6. The Mummy (1999 version). Indiana Jones meets Christopher Lee. Great fun and some gross effects.
5. A Nightmare on Elm Street (1984 version). What made this movie for me was the fact that the dream sequences were so much like real dreams. When she’s running up the stairs and her feet are sinking into them? Terrific visual.
4. The Haunting (1963 version). What I love about it is that even at the end you don’t know what you just saw. Was it really ghosts? Was it Nell experiencing a subconscious telekinetic event? Or was it all an hallucination? It really could be any of those; I love the ambiguity.
3. Alien. I maintain that this is just as much a horror film as it is a science fiction film. The mood and tension are extremely well done, and there are plenty of “gotcha” moments to make you jump.
2. Horror of Dracula. I love all of the Hammer horror films, and chose this as a representative. It’s all about atmosphere with them, and they do it right. Even the worst of the films plot-wise make up for a lot of it with their great atmosphere.
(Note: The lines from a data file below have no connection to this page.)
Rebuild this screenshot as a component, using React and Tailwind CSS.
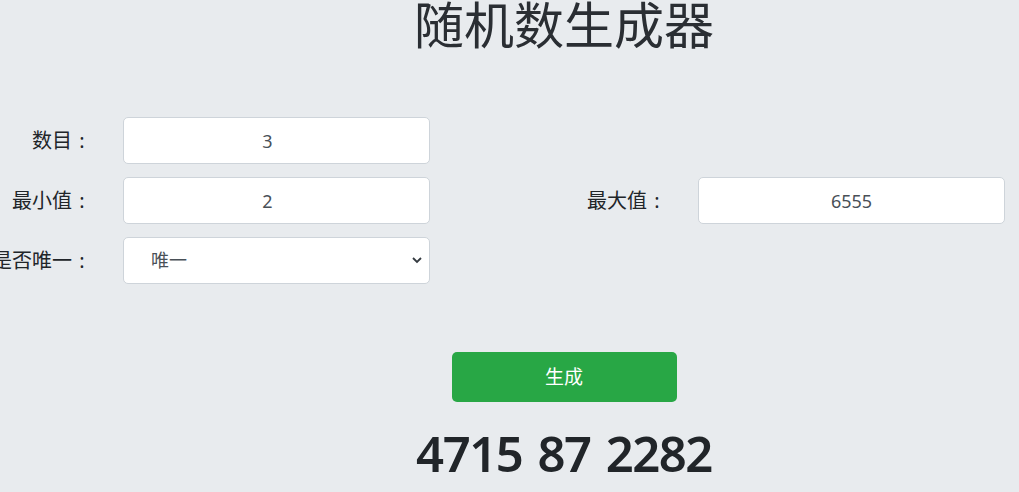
import React, { useState } from "react";

const cjk = { fontFamily: '"Noto Sans", "Noto Sans CJK SC", sans-serif' };

const Field = ({ label, children }) => (
  <div className="flex items-center">
    <label className="w-[103px] shrink-0 text-right text-[20px] text-[#212529] whitespace-nowrap">
      {label}
      <span className="inline-block w-[20px] text-center">:</span>
    </label>
    <div className="ml-[31px] w-[307px]">{children}</div>
  </div>
);

const App = () => {
  const [count, setCount] = useState("3");
  const [min, setMin] = useState("2");
  const [max, setMax] = useState("6555");
  const [unique, setUnique] = useState("unique");

  const inputClass =
    "w-full h-[47px] rounded-[5px] border border-[#ced4da] bg-white text-center text-[18px] text-[#495057] outline-none";

  return (
    <div className="w-[1019px] h-[492px] overflow-hidden bg-[#e8ebee]" style={cjk}>
      <div className="w-[1150px] -ml-[11px]">
        <h1 className="text-center text-[50px] leading-[56px] text-[#2a2e33] -mt-[3px]">随机数生成器</h1>

        <div className="mt-[64px] grid grid-cols-2 gap-y-[13px]">
          <Field label="数目">
            <input value={count} onChange={(e) => setCount(e.target.value)} className={inputClass + " pr-[18px]"} />
          </Field>
          <div />
          <Field label="最小值">
            <input value={min} onChange={(e) => setMin(e.target.value)} className={inputClass + " pr-[18px]"} />
          </Field>
          <Field label="最大值">
            <input value={max} onChange={(e) => setMax(e.target.value)} className={inputClass} />
          </Field>
          <Field label="是否唯一">
            <div className="relative">
              <select
                value={unique}
                onChange={(e) => setUnique(e.target.value)}
                className="w-full h-[47px] appearance-none rounded-[5px] border border-[#ced4da] bg-white pl-[27px] text-[18px] text-[#495057] outline-none"
              >
                <option value="unique">唯一</option>
                <option value="repeat">可重复</option>
              </select>
              <svg className="pointer-events-none absolute right-[8px] top-[20px]" width="10" height="7" viewBox="0 0 10 7">
                <polyline points="1,1 5,5 9,1" fill="none" stroke="#343a40" strokeWidth="1.8" />
              </svg>
            </div>
          </Field>
        </div>

        <div className="mt-[68px] flex justify-center">
          <button className="w-[225px] h-[50px] rounded-[5px] bg-[#28a745] text-[19px] text-white">生成</button>
        </div>

        <div className="mt-[21px] text-center text-[49px] leading-[60px] font-semibold tracking-[-1.5px] [word-spacing:4px] text-[#212529]">
          4715 87 2282
        </div>
      </div>
    </div>
  );
};

export default App;
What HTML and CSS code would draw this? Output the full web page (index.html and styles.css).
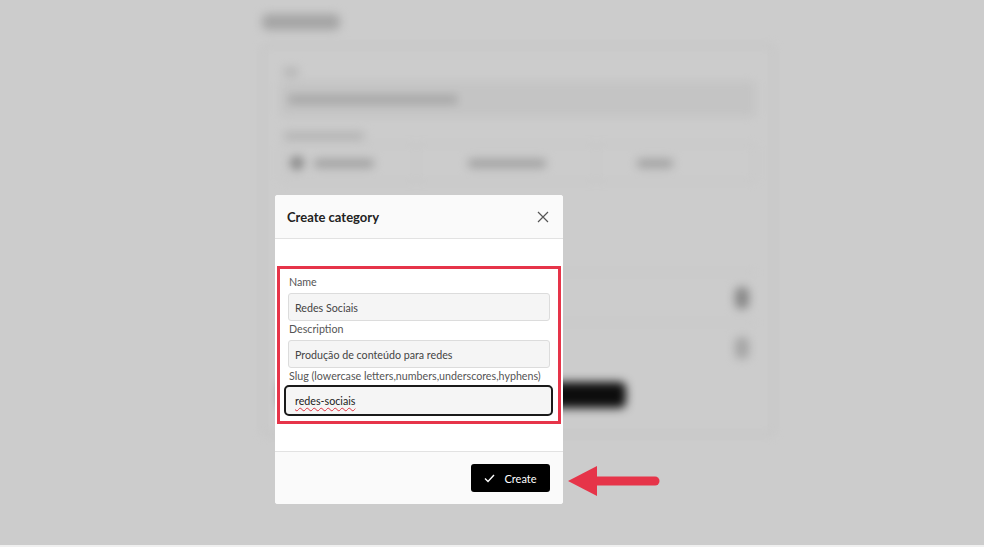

And my all-time favorite horror film…

1. The Bride of Frankenstein. Of all the old Universal monster films, this one is far and away the best. It’s a terrific sequel; it expands the original material and takes it to new places. Plus the touches of humor and the wonderful characters just make this a joy to watch.

Please feel free to share some of your own favorites in the comments!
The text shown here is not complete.